Mr Murray said none of the incidents had led to court proceedings or a conviction.

Riggi, originally from California, USA, had a history of self harm which was on record in prison, and had been diagnosed with a personality disorder and paranoia.

She tried to kill herself twice in prison a week after being assaulted by Hamilton.

Jurors heard Riggi was found with a “ligature round her neck walking towards a set of stairs” on November 26, 2011, before being saved by prison staff.

Later that same day she was found “drowsy and incoherent” in her cell and and she said she had taken “40 pills”.

Riggi was taken to Forth Valley Royal Hospital in Larbert for treatment and kept in overnight before being taken back to prison.

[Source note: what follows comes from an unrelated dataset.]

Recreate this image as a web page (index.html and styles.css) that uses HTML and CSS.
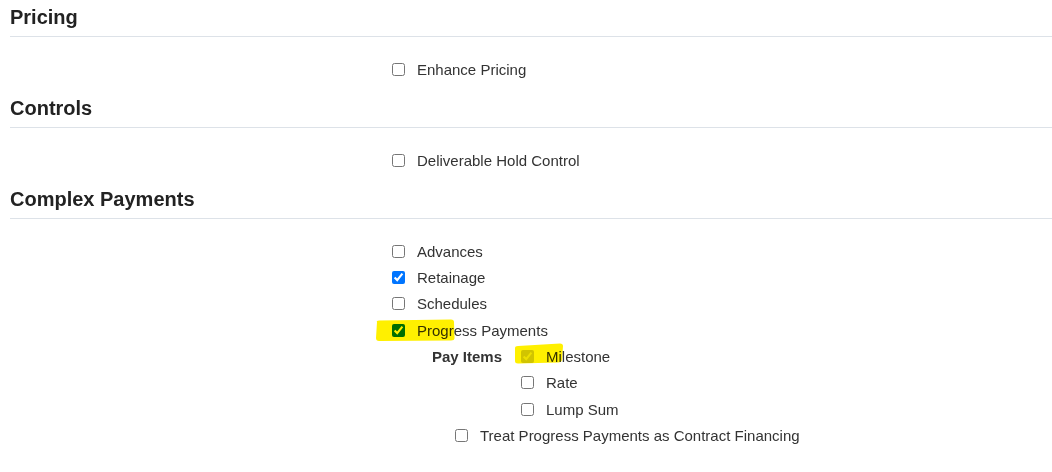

She had previously tried to kill herself after stabbing each of her children - eight-year-old twins Austin and Gianluca, and their sister Cecilia, five - eight times at their home in the Scottish capital in 2010.

She leapt out of the second-floor flat after trying to cover up their deaths with a gas explosion.

Riggi was originally charged with murder but admitted culpable homicide on the grounds of diminished responsibility.

The following year she was transferred to a secure mental hospital in England and was found dead in her cell there in March this year.

A coroner ruled that the 50-year-old died at Rampton Secure Hospital in Nottinghamshire from bronchial pneumonia.

Consultant psychiatrist Dr Bernadette McInerney, who treated Riggi at Rampton, said she was “planning for the future” and had “active plans for life after incarceration”.

The coroner heard Riggi was playing guitar, socialising and going to church in the days before her death.

When Riggi was sentenced for killing her children High Court judge Lord Bracadale described her actions as “truly disturbing” and “grotesque”.

Shortly before the killings, Riggi had moved to the Scottish capital from Aberdeenshire with her children following the break-up of her marriage to their father, Pasquale Riggi.

The High Court heard that Riggi had been a protective mother who was involved in a custody battle with her estranged husband over access to the kids.

Prior to the stabbings, each carried out with a different knife, Riggi made a chilling phone call to Mr Riggi, telling him to “say goodbye”.